Aim of the exercise
Starting from the top of the material, restate each line exactly until the line that contains "via-30% to-[#ffeb9c] shadow-[inset_0_0_1px_#cdb75e]'", which is also copied. Pictures are excluded.

Dataset section
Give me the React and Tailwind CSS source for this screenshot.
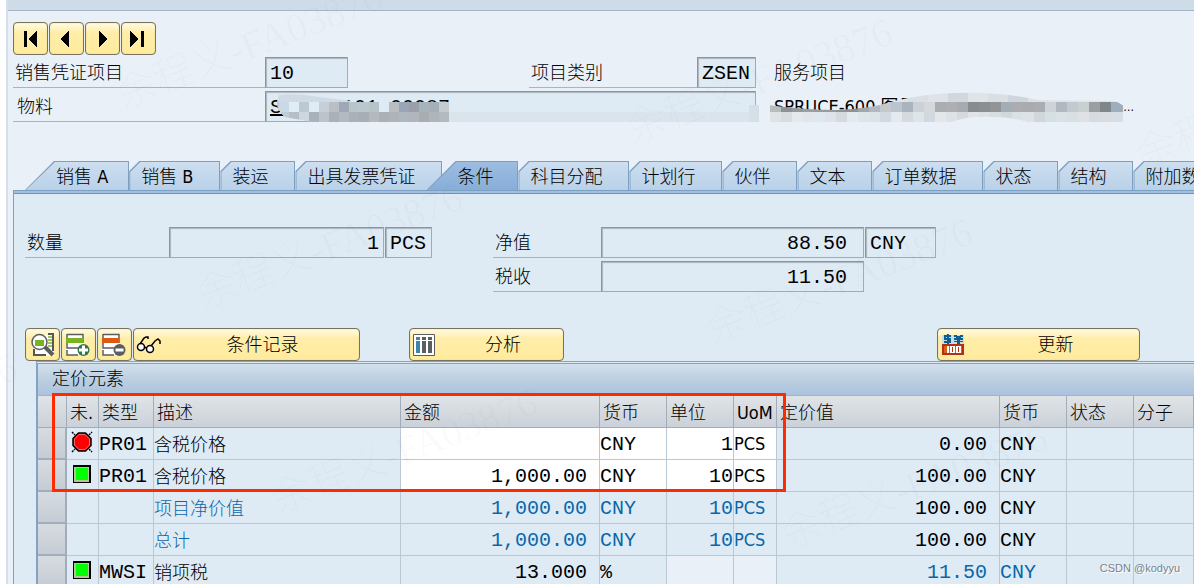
const LABEL = "font-['DejaVu_Sans_Condensed','Liberation_Sans','Noto_Sans_CJK_SC',sans-serif] text-lg/6 font-light"
const MONO = "font-['Liberation_Mono','Noto_Sans_CJK_SC',monospace] text-xl/6"
const FIELD = `${MONO} rounded-none border border-t-[#8f959b] border-l-[#8f959b] border-r-[#a5aaae] border-b-[#a5aaae] bg-[#deebf5] pt-0.5 shadow-[inset_1px_1px_1px_#aab4bd] outline-none`
const BTN =
  'flex h-[33px] shrink-0 items-center rounded-sm border border-[#77735f] bg-gradient-to-b from-[#fffbe3] from-0% via-[#ffeeaa] via-30% to-[#ffeb9c] shadow-[inset_0_0_1px_#cdb75e]'

const tabs = [
  { name: '销售 A', wide: true },
  { name: '销售 B' },
  { name: '装运' },
  { name: '出具发票凭证' },
  { name: '条件', wide: true, active: true },
  { name: '科目分配' },
  { name: '计划行' },
  { name: '伙伴' },
  { name: '文本' },
  { name: '订单数据' },
  { name: '状态' },
  { name: '结构' },
  { name: '附加数据 A' },
]

const headers = ['', '未.', '类型', '描述', '金额', '货币', '单位', 'UoM', '定价值', '货币', '状态', '分子']

const rows = [
  { light: 'red', type: 'PR01', desc: '含税价格', amount: '', cur: 'CNY', per: '1', uom: 'PCS', value: '0.00', editable: true },
  { light: 'green', type: 'PR01', desc: '含税价格', amount: '1,000.00', cur: 'CNY', per: '10', uom: 'PCS', value: '100.00', editable: true },
  { desc: '项目净价值', amount: '1,000.00', cur: 'CNY', per: '10', uom: 'PCS', value: '100.00', subtotal: true },
  { desc: '总计', amount: '1,000.00', cur: 'CNY', per: '10', uom: 'PCS', value: '100.00', subtotal: true },
  { light: 'green', type: 'MWSI', desc: '销项税', amount: '13.000', cur: '%', per: '', uom: '', value: '11.50', blueValue: true },
]

const navIcons = [
  { label: '第一个项目', d: 'M4 3h3v16H4zM17 3v16L8 11z' },
  { label: '上一个项目', d: 'M13 3v16L4 11z' },
  { label: '下一个项目', d: 'M7 3v16l9-8z' },
  { label: '最后一个项目', d: 'M2 3v16l9-8zM13 3h3v16h-3z' },
]

function FieldLabel({ htmlFor, className, children }) {
  return (
    <label htmlFor={htmlFor} className={`${LABEL} flex items-center border-b border-[#adb3b8] pt-0.5 ${className}`}>
      {children}
    </label>
  )
}

function Tab({ name, wide, active }) {
  const shape = wide
    ? '[clip-path:polygon(29px_0,100%_0,100%_100%,0_100%)]'
    : '[clip-path:polygon(10px_0,100%_0,100%_100%,0_100%,0_10px)]'
  let pad = 'pl-[11px] pr-[26px]'
  if (wide) pad = active ? 'pl-[30px] pr-6' : 'pl-[30px] pr-5'
  const fill = active ? 'from-[#9dbde0] to-[#87add9]' : 'from-[#cddff0] to-[#b9d1e8]'
  return (
    <button
      type="button"
      role="tab"
      aria-selected={!!active}
      className={`h-[29px] shrink-0 bg-[#7f9fc0] px-px pt-px ${shape} ${active ? 'relative -ml-4' : ''}`}
    >
      <span className={`${LABEL} flex h-7 items-center whitespace-nowrap bg-gradient-to-b pt-0.5 ${fill} ${pad} ${shape}`}>
        {name}
      </span>
    </button>
  )
}

function DetailIcon() {
  return (
    <svg width="24" height="24" viewBox="0 0 24 24" aria-hidden="true">
      <path d="M3 2h20v21H3z" fill="#fff" />
      <path d="M17 1h5v17M3 16v6h12" fill="none" stroke="#55585b" strokeWidth="2" />
      <path d="M17 4h4M17 7h4M17 10h4M17 13h4" stroke="#78b41e" strokeWidth="1.5" />
      <circle cx="8.500" cy="9" r="7.500" fill="#fff" stroke="#5b5e60" strokeWidth="1.500" />
      <path d="M4 7h9v6H4z" fill="#78b41e" />
      <path d="m14 14 8 8" stroke="#5b5e60" strokeWidth="4" />
    </svg>
  )
}

function RowIcon({ color, minus }) {
  return (
    <svg width="25" height="24" viewBox="0 0 25 24" aria-hidden="true">
      <path d="M0 1h18v21H0z" fill="#fff" />
      <path d="M1 1.500h16V10M1 1v5M1 10v5h12M1 17v5h11" fill="none" stroke="#5b5e60" strokeWidth="1.500" />
      <path d="M0 5h17v5H0z" fill={color} />
      <circle cx="17.500" cy="17" r="6" fill={minus ? '#5b5e60' : '#2f7648'} />
      {minus ? (
        <path d="M13.500 15.500h8v3h-8z" fill="#fff" />
      ) : (
        <path d="M16 12.500h3v3h3v3h-3v3h-3v-3h-3v-3h3z" fill="#fff" />
      )}
    </svg>
  )
}

function GlassesIcon() {
  return (
    <svg width="26" height="20" viewBox="0 0 26 20" fill="none" stroke="#000" strokeWidth="1.500" aria-hidden="true">
      <path d="M4 9 8 3l2-1h2v2M15 11l4-5 3-2 2 2v3M8 12l3 1" />
      <circle cx="5" cy="12" r="3.500" fill="#fff" />
      <circle cx="14" cy="14" r="3.500" fill="#fff" />
    </svg>
  )
}

function ColumnsIcon() {
  return (
    <svg width="22" height="22" viewBox="0 0 22 22" aria-hidden="true">
      <path d="M.5.5h21v21H.5z" fill="#fff" stroke="#5b5e60" />
      <path d="M3 3h4v3H3zM3 7h4v12H3z" fill="#3d84b0" />
      <path d="M9 3h4v3H9zM9 7h4v12H9zM15 3h4v3h-4zM15 7h4v12h-4z" fill="#5b5e60" />
    </svg>
  )
}

function PriceIcon() {
  return (
    <svg width="22" height="22" viewBox="0 0 22 22" shapeRendering="crispEdges" aria-hidden="true">
      <path d="M0 1h22v9H0z" fill="#cfdbe2" />
      <path d="M2 1h7v2H2zM2 4h7v2H2zM2 7h7v2H2zM5 0h2v10H5zM2 1h2v5H2zM7 4h2v5H7z" fill="#0c5f94" />
      <path d="M12 1h3v2h-3zM18 1h3v2h-3zM14 2h5v2h-5zM12 4h9v2h-9zM12 7h9v1h-9zM15 3h3v7h-3z" fill="#0c5f94" />
      <path d="M0 10h22v11H0z" fill="#b5300c" />
      <path d="M2 12h18v7H2z" fill="#dd5a18" />
      <path d="M5 12h2v7H5zM8 12h5v7H8zM14 12h5v7h-5z" fill="#fff" />
      <path d="M10 13h1v5h-1zM16 13h1v5h-1z" fill="#b5300c" />
    </svg>
  )
}

function Light({ color }) {
  if (color === 'red') {
    return (
      <svg width="22" height="22" viewBox="0 0 22 22" role="img" aria-label="未激活" className="mx-auto">
        <path d="m1 1 3 3m14 0 3-3M1 21l3-3m14 0 3 3" stroke="#000" strokeWidth="1.500" strokeDasharray="2 1" />
        <path d="M7.500 2h7L20 7.500v7L14.500 20h-7L2 14.500v-7z" fill="#f00" stroke="#000" strokeWidth="1.500" />
        <path d="M8 3.500h6l4.500 4.500v6L14 18.500H8L3.500 14V8z" fill="none" stroke="#ee6d6d" />
      </svg>
    )
  }
  return (
    <svg width="18" height="18" viewBox="0 0 18 18" role="img" aria-label="激活" className="mx-auto">
      <path d="M0 0h18v18H0z" />
      <path d="M1 2h15v15H1z" fill="#b5c894" />
      <path d="M3 3h12v12H3z" fill="#0f0" />
    </svg>
  )
}

function MaterialMosaic() {
  const top = ['#c2c9d0', '#c8d9ea', '#dfedf7', '#bdc9d2', '#e0ecf5', '#c5cfd8', '#b9bfc4', '#9ea8b7', '#b8c6cc', '#bcc7cb', '#b8c2c9']
  const right = ['#b9bec1', '#9aa6b8', '#9a9fa8', '#a8b2ba', '#a5afb8', '#c3cbd2']
  const low = ['#bcc3ca', '#a9b1ba', '#b4bac0', '#abb1b8', '#a9aeb5', '#b3b9bf', '#abb0b6', '#adb3b9', '#b0b8bf', '#b0b6bc', '#a8adb2', '#aeb5bb', '#b4bac0']
  return (
    <svg width="495" height="31" viewBox="0 0 495 31" className="absolute top-0 left-0" aria-hidden="true">
      <defs>
        <clipPath id="smudge">
          <path d="M14 4q16-2 40 2l32 4v22H54L20 26Q8 16 14 4z" />
        </clipPath>
      </defs>
      <g clipPath="url(#smudge)">
        <path d="M4 2h84v29H4z" fill="#cfdae4" />
        {top.map((c, i) => <rect key={i} x={4 + i * 10} y="11" width="10" height="10" fill={c} />)}
        {['#bfcbd5', '#b6bdc4', '#cdd7df', '#a9b1ba'].map((c, i) => (
          <rect key={i} x={14 + i * 10} y="21" width="10" height="10" fill={c} />
        ))}
      </g>
      {top.slice(8).map((c, i) => <rect key={i} x={84 + i * 10} y="11" width="10" height="10" fill={c} />)}
      {right.map((c, i) => <rect key={i} x={124 + i * 10} y="11" width="10" height="10" fill={c} />)}
      {low.map((c, i) => <rect key={i} x={54 + i * 10} y="21" width="10" height="10" fill={c} />)}
      <path d="M184 21h300v10H184z" fill="#d9e4ed" />
      <path d="M484 14h10v17h-10z" fill="#d4dfe8" />
    </svg>
  )
}

function TextMosaic() {
  const top = ['#b9bcbe', '#8e9294', '#969a9c', '#9b9fa1', '#999c9e', '#999c9e', '#909496', '#8e9294', '#a3a7aa', '#b2b7c1', '#c4c9cb', '#bbc3cc', '#aab4be', '#cbd1d4', '#d5d9db', '#aaadb1', '#adafb3', '#a7aaae', '#878c8e', '#8b8f91', '#919596', '#a3adb5', '#abadb0', '#a9abae', '#aaadb1', '#cdd3d8', '#b2b8c0', '#c3cacf', '#c8d1d2', '#9c9fa1', '#80878a', '#9faebc']
  const low = ['#dfe3e6', '#d7dde1', '#e5e9ec', '#e2e6ea', '#dfe7ef', '#dee3e9', '#d4dadd', '#e5eaee', '#dfe6e9', '#dce4e8', '#d1d9e1', '#e3e9ec', '#d4dae0', '#dfe5e7', '#d1d8e0', '#e3e7e9', '#dce2e5', '#d4dade', '#e2e5e8', '#dce1e3', '#d8dddf', '#d1d8dd', '#dbe0e5', '#dde2e6', '#d0d6d9', '#d5e0e5', '#dbe1e4', '#d9e0e4', '#dee2e5', '#d7dbdf', '#d9dde2', '#d7dee5']
  const cap = ['#dfe4e8', '#d8dfe5', '#dde3e8', '#d0d7df', '#dfe4e6', '#d9dfe3', '#ced5dd', '#dce1e5']
  return (
    <svg width="360" height="31" viewBox="0 0 360 31" className="absolute top-0 -left-1.5" aria-hidden="true">
      <defs>
        <clipPath id="scribble">
          <path d="M0 14q36 5 70 5 32-1 56-9 36-8 62-8 40-2 82 7l76 1q14 4 13 14 0 7-6 7H260q-16-5-36-5-26-1-40 5H0z" />
        </clipPath>
      </defs>
      <g clipPath="url(#scribble)">
        {cap.map((c, i) => <rect key={i} x={120 + i * 20} y="1" width="20" height="11" fill={c} />)}
        <path d="M280 8h80v4h-80z" fill="#dfe4e8" />
        {top.map((c, i) => <rect key={i} x={i * 11 + 2} y="11" width="12" height="10" fill={c} />)}
        {low.map((c, i) => <rect key={i} x={i * 11 + 2} y="21" width="12" height="10" fill={c} />)}
      </g>
    </svg>
  )
}

function Watermark({ className }) {
  return (
    <span
      aria-hidden="true"
      className={`pointer-events-none absolute origin-bottom-left -rotate-[21deg] font-['Liberation_Serif','Noto_Sans_CJK_SC',serif] text-[40px]/10 font-light whitespace-nowrap text-[#5a6478]/3 ${className}`}
    >
      余程义-FA03876
    </span>
  )
}

function ConditionRow({ row }) {
  const text = row.subtotal ? 'text-[#0b66a8]' : 'text-black'
  const cell = 'h-8 overflow-hidden border-r border-b border-[#bac7d5] p-0 whitespace-nowrap'
  const mono = `${cell} ${MONO} pt-[3px]`
  const entry = row.editable ? 'bg-white' : ''
  const blank = row.per ? entry : 'bg-[#e9f0f7]'
  const valueText = row.blueValue ? 'text-[#0b66a8]' : 'text-black'
  return (
    <tr className={text}>
      <td className="h-8 border-r-2 border-b-2 border-[#a3adb9] bg-gradient-to-b from-[#d7dce1] to-[#c5ccd5] p-0" />
      <td className={`${cell} pr-0.5 pb-1`}>{row.light && <Light color={row.light} />}</td>
      <td className={mono}>{row.type}</td>
      <td className={`${cell} ${LABEL} pt-0.5`}>{row.desc}</td>
      <td className={`${mono} ${entry} pr-3 text-right`}>{row.amount}</td>
      <td className={`${mono} ${entry}`}>{row.cur}</td>
      <td className={`${mono} ${blank} text-right`}>{row.per}</td>
      <td className={`${cell} ${LABEL} ${blank}`}>{row.uom}</td>
      <td className={`${mono} ${valueText} pr-3 text-right`}>{row.value}</td>
      <td className={`${mono} ${valueText}`}>CNY</td>
      <td className={cell} />
      <td className={cell} />
    </tr>
  )
}

export default function App() {
  return (
    <div className="relative h-screen overflow-hidden bg-white pl-1.5 text-black">
      <div className="min-h-full border-l-2 border-[#d5dee9] bg-[#e9f0f7]">
        <div className="h-[11px] border-b border-[#a3b6c8] bg-[#cedce7]" />

        <div className="pt-[11px] pl-[5px]">
          <div className="flex gap-px">
            {navIcons.map((icon) => (
              <button key={icon.label} type="button" aria-label={icon.label} className={`${BTN} w-[35px] justify-center`}>
                <svg width="22" height="22" viewBox="0 0 22 22" shapeRendering="crispEdges" aria-hidden="true">
                  <path d={icon.d} />
                </svg>
              </button>
            ))}
          </div>

          <div className="mt-0.5 flex h-[31px]">
            <FieldLabel htmlFor="item" className="w-[252px] pl-0.5">销售凭证项目</FieldLabel>
            <input id="item" readOnly defaultValue="10" className={`${FIELD} w-[83px] pl-1`} />
            <FieldLabel htmlFor="category" className="ml-[181px] w-[168px] pl-0.5">项目类别</FieldLabel>
            <input id="category" readOnly defaultValue="ZSEN" className={`${FIELD} w-[59px] pl-1`} />
            <span className={`${LABEL} ml-[18px] self-center`}>服务项目</span>
          </div>

          <div className="mt-[3px] flex h-[31px]">
            <FieldLabel htmlFor="material" className="w-[252px] pl-1">物料</FieldLabel>
            <div className="relative flex w-[491px]">
              <input id="material" readOnly defaultValue="S     101 00087" className={`${FIELD} w-full pl-1 underline`} />
              <MaterialMosaic />
            </div>
            <div className="relative ml-[18px] flex w-[360px] items-center justify-between font-['DejaVu_Sans_Condensed','Noto_Sans','Noto_Sans_CJK_SC',sans-serif] text-lg/6 whitespace-nowrap">
              <span>SPRUCE-600 图号</span>
              <span className="text-xs">…</span>
              <TextMosaic />
            </div>
          </div>
        </div>

        <div role="tablist" className="mt-[39px] flex overflow-hidden pl-[17px]">
          {tabs.map((tab) => <Tab key={tab.name} {...tab} />)}
        </div>

        <div className="ml-[5px] border-t border-l border-[#7c9fc4] bg-[#deebf5]">
          <div className="h-[3px] border-b border-[#6e93bb] bg-[#9fc0e2]" />

          <div className="pt-[33px] pl-[11px]">
            <div className="flex h-[31px]">
              <FieldLabel htmlFor="quantity" className="w-36 pl-0.5">数量</FieldLabel>
              <input id="quantity" readOnly defaultValue="1" className={`${FIELD} w-[215px] pr-1 text-right`} />
              <input aria-label="数量单位" readOnly defaultValue="PCS" className={`${FIELD} ml-px w-[47px] pl-1`} />
              <FieldLabel htmlFor="net" className="ml-[61px] w-[108px] pl-0.5">净值</FieldLabel>
              <input id="net" readOnly defaultValue="88.50" className={`${FIELD} w-[263px] pr-4 text-right`} />
              <input aria-label="货币" readOnly defaultValue="CNY" className={`${FIELD} ml-px w-[71px] pl-1`} />
            </div>
            <div className="mt-[3px] flex h-[31px] pl-[468px]">
              <FieldLabel htmlFor="tax" className="w-[108px] pl-0.5">税收</FieldLabel>
              <input id="tax" readOnly defaultValue="11.50" className={`${FIELD} w-[263px] pr-4 text-right`} />
            </div>

            <div className="mt-9 flex gap-px">
              <button type="button" aria-label="明细" className={`${BTN} w-[35px] justify-center`}><DetailIcon /></button>
              <button type="button" aria-label="插入行" className={`${BTN} w-[35px] justify-center`}><RowIcon color="#78b41e" /></button>
              <button type="button" aria-label="删除行" className={`${BTN} w-[35px] justify-center`}><RowIcon color="#dc5a14" minus /></button>
              <button type="button" className={`${BTN} ${LABEL} w-[227px] pl-0.5`}>
                <GlassesIcon />
                <span className="flex-1 pl-1">条件记录</span>
              </button>
              <button type="button" className={`${BTN} ${LABEL} ml-12 w-[155px] pl-[3px]`}>
                <ColumnsIcon />
                <span className="flex-1 pl-2">分析</span>
              </button>
              <button type="button" className={`${BTN} ${LABEL} ml-[372px] w-[203px] pl-1`}>
                <PriceIcon />
                <span className="flex-1 pl-2">更新</span>
              </button>
            </div>

            <div className="ml-[11px] border-t border-l border-[#84a3c4] pt-px">
              <div className="relative border-t border-l border-[#84a3c4]">
                <h2 className={`${LABEL} flex h-8 items-center border-b border-[#9db4cb] bg-gradient-to-b from-[#d2e0ed] via-[#bccfe0] to-[#abc3df] pb-0.5 pl-3.5`}>
                  定价元素
                </h2>
                <table className="w-full table-fixed border-separate border-spacing-0">
                  <colgroup>
                    <col className="w-[29px]" />
                    <col className="w-8" />
                    <col className="w-[55px]" />
                    <col className="w-[247px]" />
                    <col className="w-[199px]" />
                    <col className="w-[67px]" />
                    <col className="w-[67px]" />
                    <col className="w-[43px]" />
                    <col className="w-[223px]" />
                    <col className="w-[67px]" />
                    <col className="w-[67px]" />
                    <col />
                  </colgroup>
                  <thead>
                    <tr>
                      {headers.map((h, i) => (
                        <th
                          key={i}
                          className={`${LABEL} h-8 overflow-hidden border-r border-b border-[#a3adb9] bg-gradient-to-b from-[#e0e4e7] to-[#cbd1d9] p-0 pt-0.5 pl-[3px] text-left whitespace-nowrap`}
                        >
                          {h}
                        </th>
                      ))}
                    </tr>
                  </thead>
                  <tbody>
                    {rows.map((row, i) => <ConditionRow key={i} row={row} />)}
                  </tbody>
                </table>
                {/* highlight around the two PR01 lines */}
                <div className="pointer-events-none absolute top-[29px] left-3.5 h-[99px] w-[734px] border-3 border-[#ff2a00]" />
              </div>
            </div>
          </div>
        </div>
      </div>

      <Watermark className="top-[75px] left-[125px]" />
      <Watermark className="top-[110px] left-[635px]" />
      <Watermark className="top-[135px] left-[1145px]" />
      <Watermark className="top-[275px] left-[205px]" />
      <Watermark className="top-[310px] left-[715px]" />
      <Watermark className="top-[445px] left-[-240px]" />
      <Watermark className="top-[480px] left-[280px]" />
      <Watermark className="top-[515px] left-[790px]" />
      <span className="absolute right-3.5 bottom-2 font-['Liberation_Sans',sans-serif] text-[11px]/4 text-[#7b8187] [text-shadow:1px_1px_0_#fff]">
        CSDN @kodyyu
      </span>
    </div>
  )
}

Response
Give me the React and Tailwind CSS source for this screenshot.
const LABEL = "font-['DejaVu_Sans_Condensed','Liberation_Sans','Noto_Sans_CJK_SC',sans-serif] text-lg/6 font-light"
const MONO = "font-['Liberation_Mono','Noto_Sans_CJK_SC',monospace] text-xl/6"
const FIELD = `${MONO} rounded-none border border-t-[#8f959b] border-l-[#8f959b] border-r-[#a5aaae] border-b-[#a5aaae] bg-[#deebf5] pt-0.5 shadow-[inset_1px_1px_1px_#aab4bd] outline-none`
const BTN =
  'flex h-[33px] shrink-0 items-center rounded-sm border border-[#77735f] bg-gradient-to-b from-[#fffbe3] from-0% via-[#ffeeaa] via-30% to-[#ffeb9c] shadow-[inset_0_0_1px_#cdb75e]'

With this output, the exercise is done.